Focus activities are optional and carry no additional fee.

Waterfront Party – Discovery, Adventure

Spend extra time in the lake each day with this activity focus. Campers will do water games and practices skills like swimming and canoeing.

STEAM – Discovery, Adventure

Experience our unique NASA curriculum, including numerous design challenges. 

Wilderness Skills – Discovery, Adventure

Explore nature, learn about surviving in the wilderness and outdoor cooking. Campers who choose this activity may spend a night or two in the platform tents at our Rustic camp.

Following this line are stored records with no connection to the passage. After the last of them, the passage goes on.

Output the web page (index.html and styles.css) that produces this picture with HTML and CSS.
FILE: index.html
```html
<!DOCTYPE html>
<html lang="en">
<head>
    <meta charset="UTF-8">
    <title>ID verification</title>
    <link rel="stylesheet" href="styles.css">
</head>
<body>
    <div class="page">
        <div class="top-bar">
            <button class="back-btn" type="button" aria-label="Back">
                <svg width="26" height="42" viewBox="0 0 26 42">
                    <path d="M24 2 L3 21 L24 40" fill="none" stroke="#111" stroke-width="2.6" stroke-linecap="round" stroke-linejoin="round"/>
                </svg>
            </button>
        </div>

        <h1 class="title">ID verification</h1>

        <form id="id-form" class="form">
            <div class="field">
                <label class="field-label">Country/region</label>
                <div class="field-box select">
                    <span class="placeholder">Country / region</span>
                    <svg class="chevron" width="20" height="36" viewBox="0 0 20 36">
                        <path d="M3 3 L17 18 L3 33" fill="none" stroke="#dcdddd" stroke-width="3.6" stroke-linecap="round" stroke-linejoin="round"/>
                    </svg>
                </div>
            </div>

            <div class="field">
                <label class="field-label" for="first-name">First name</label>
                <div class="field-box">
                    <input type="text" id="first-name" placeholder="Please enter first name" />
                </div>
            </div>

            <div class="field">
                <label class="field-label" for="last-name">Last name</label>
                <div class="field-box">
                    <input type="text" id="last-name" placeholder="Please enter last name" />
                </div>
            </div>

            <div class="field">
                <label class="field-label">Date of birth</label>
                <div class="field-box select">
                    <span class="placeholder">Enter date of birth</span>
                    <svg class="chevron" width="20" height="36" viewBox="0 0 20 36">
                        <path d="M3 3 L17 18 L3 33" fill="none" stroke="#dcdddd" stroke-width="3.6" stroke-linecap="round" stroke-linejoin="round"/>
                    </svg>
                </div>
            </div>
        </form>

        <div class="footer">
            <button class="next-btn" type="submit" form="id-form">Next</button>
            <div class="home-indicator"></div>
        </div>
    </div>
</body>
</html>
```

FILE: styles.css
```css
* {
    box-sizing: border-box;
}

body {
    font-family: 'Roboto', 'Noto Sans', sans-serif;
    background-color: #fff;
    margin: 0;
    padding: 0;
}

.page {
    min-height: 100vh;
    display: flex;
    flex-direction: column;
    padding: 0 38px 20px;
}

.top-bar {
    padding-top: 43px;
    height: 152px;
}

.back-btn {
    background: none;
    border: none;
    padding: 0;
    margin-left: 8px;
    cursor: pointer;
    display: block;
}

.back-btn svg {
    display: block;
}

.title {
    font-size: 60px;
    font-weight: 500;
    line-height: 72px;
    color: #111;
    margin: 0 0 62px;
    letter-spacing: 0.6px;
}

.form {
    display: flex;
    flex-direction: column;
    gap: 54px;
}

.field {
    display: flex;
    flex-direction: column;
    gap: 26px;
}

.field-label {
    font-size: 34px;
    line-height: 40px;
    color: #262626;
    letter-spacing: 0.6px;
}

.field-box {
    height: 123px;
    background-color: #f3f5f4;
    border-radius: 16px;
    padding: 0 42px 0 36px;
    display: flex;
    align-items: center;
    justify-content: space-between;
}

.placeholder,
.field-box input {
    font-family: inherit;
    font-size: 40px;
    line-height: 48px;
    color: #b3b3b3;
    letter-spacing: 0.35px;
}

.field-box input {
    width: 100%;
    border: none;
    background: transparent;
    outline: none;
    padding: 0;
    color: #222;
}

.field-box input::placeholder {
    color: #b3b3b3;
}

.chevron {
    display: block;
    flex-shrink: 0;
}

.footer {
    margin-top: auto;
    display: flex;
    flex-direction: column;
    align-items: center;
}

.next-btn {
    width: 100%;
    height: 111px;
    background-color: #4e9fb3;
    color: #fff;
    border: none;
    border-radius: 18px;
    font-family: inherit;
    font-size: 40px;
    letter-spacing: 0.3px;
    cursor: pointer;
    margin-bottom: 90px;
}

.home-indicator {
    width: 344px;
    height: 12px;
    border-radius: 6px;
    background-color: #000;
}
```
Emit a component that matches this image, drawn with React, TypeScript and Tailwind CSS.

Ropes & Climbing – Adventure, Challenge

Campers who choose Ropes & Climbing will spend a lot

of time on our challenge course – both high and low

ropes, the giant swing, and the leap of faith. They will also

learn sport climbing skills on our climbing tower. The

climbing tower has three sides that can be reconfigured

based on the needs and abilities of individual campers.

Sailing – Adventure, Challenge

Join our sailing instructors on Higgins Lake every

afternoon! For beginners, learn how to rig a boat, learn and practice some sailing theory, and have a chance to sail the ship on your own! For Intermediate to experienced sailors – fine-tune your sailing skills, dive deeper into theory, and start to get a handle on sailboat maintenance. (Campers must pass a swim test to participate)

Counselor in Training – Challenge (10-12th grade)

Campers who opt for this focus will get a behind-the-scenes look at what it takes to make camp work – both in the parts of camp they don’t usually see and how we create an environment of care for all campers. As they are able, some may lead activities. This focus may also take up more of their time at camp than other activities. This is an excellent focus for those who aspire to be on summer staff one day.